The city’s restoration plan, which recently was revised, still calls for building a detention pond and peninsula with park space using materials in the lagoon. However, city engineers flattened the slopes of the peninsula and planned for less water in the detention pond, Woodard said.

Drax, the previous lagoon contractor, told the city the “organic muck” at the bottom of the lagoon is not suitable for piling into a peninsula or berm. Drax also expressed concern about contamination in the soil.

The city dropped Drax from the project, saying the company had breached its contract by refusing to complete the project as specified, according to a Sept. 4 letter from the city.

City officials then hired GEI Consultants to help city engineers redesign plans for the lagoon.

GEI tested soil strength in 30 locations within the lagoon and found results consistent with testing done by Soils Engineering Services of Madison, a subcontractor hired by Drax to study the soil’s integrity, according to a report released Monday.

The material in the lagoon consists of about 3 to 5 feet of organic silt and organic clay overlaying sands, according to the report.

GEI found the city’s revised plans met the recommended safety standard for construction conditions in two areas of the bay. Further revision is needed on one section to improve stability, according to the report.

Woodard told The Gazette the GEI report confirmed that the city’s plans for the lagoon should work, with one recommended tweak.
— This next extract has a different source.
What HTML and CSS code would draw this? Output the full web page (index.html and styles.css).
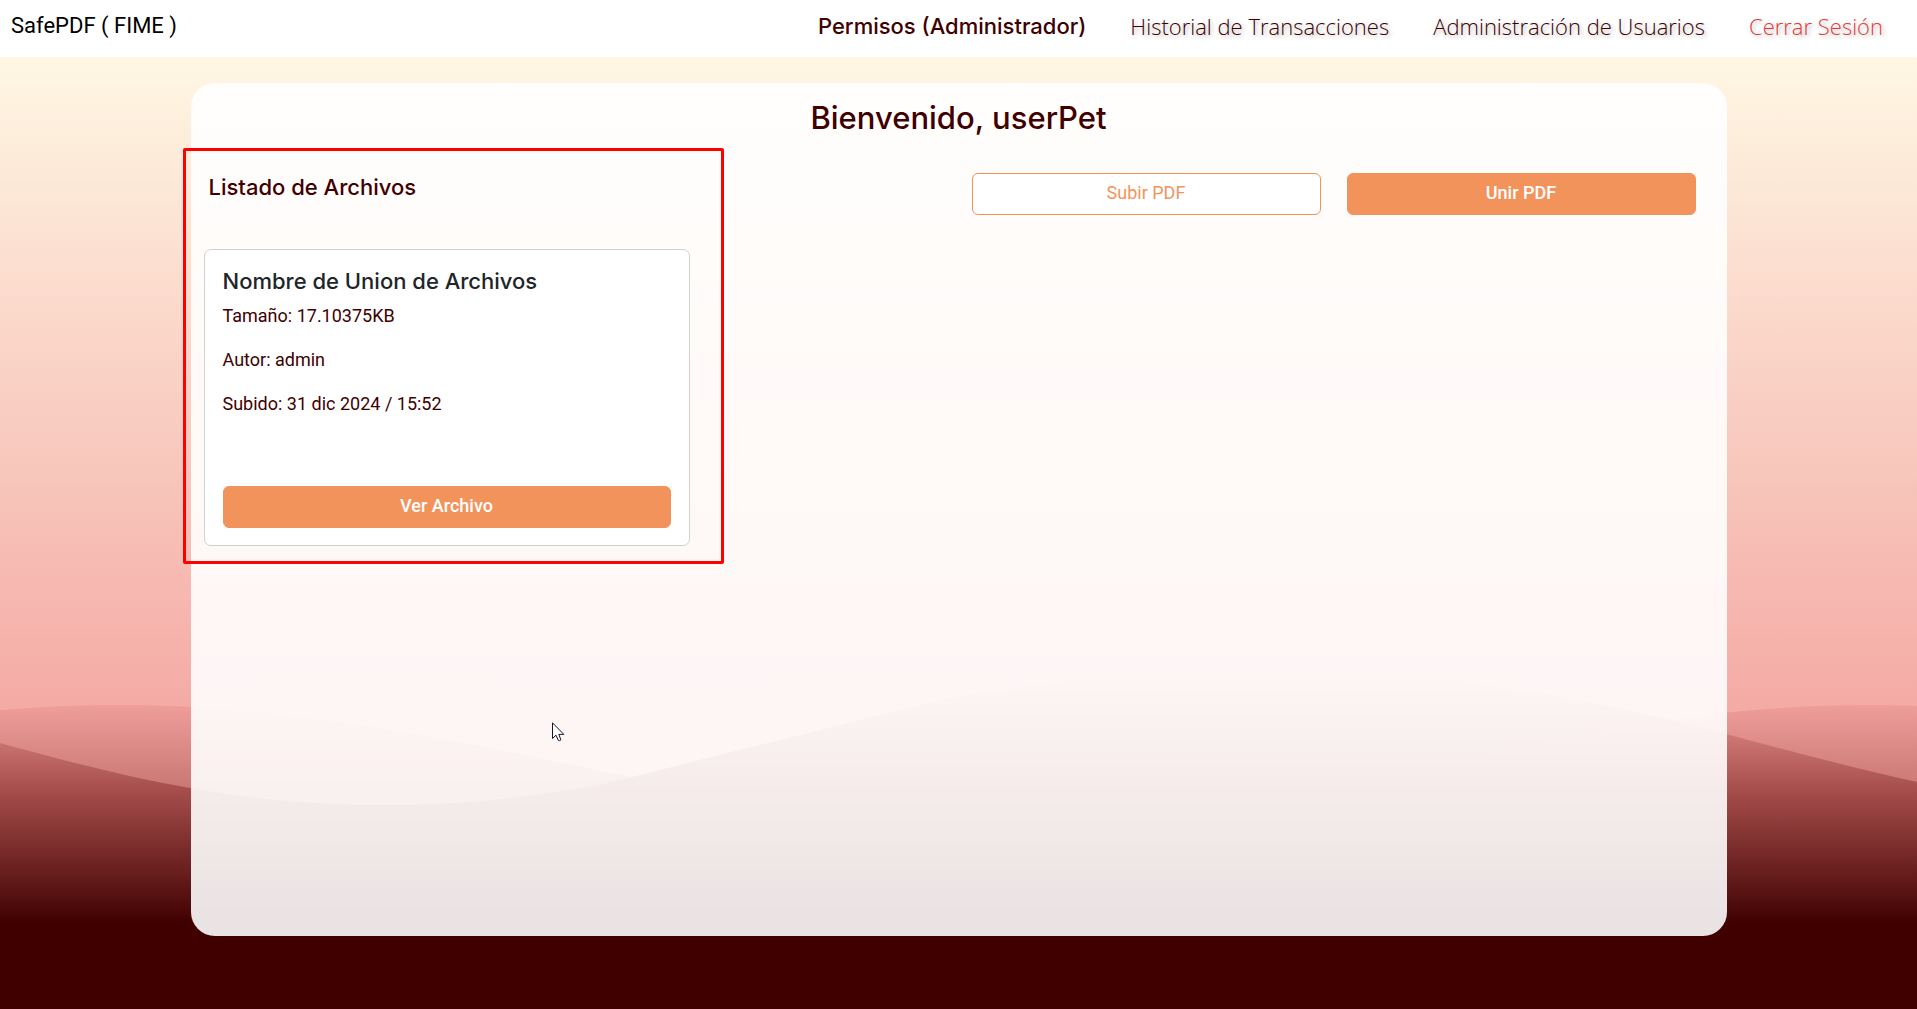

GEI identified concerns and suggestions for improvement based on conversations with city officials. They include:

  • Specialized low-contact pressure equipment or an amphibious excavator is needed to work in the lagoon.
  • Hydraulic dredging methods could be employed to move soil below river level when the river is high, depending on timing.
  • A stabilization berm might be needed in areas with low-strength soils.
  • Geotubes could be used for dewatering soils removed from the lagoon area, but geotubes are susceptible to clogging.

Much of the lagoon is under water because of heavy rainfall. The high water will force the contractor to use specific equipment, which is currently being negotiated, Woodard said.

Work in the lagoon will require contractors with “specialized experience in hydraulic dredging or working with amphibious excavation and earth-moving equipment,” according to the GEI report.

The contractors’ perceived risk will be variable, and the bids likely will be higher than conventional earth-moving projects, according to the report.

GEI did not estimate costs in its report.

However, the report includes six restoration options that were ordered from least expensive to most expensive. The city’s plan to regrade the detention pond is what GEI anticipated to be the least expensive.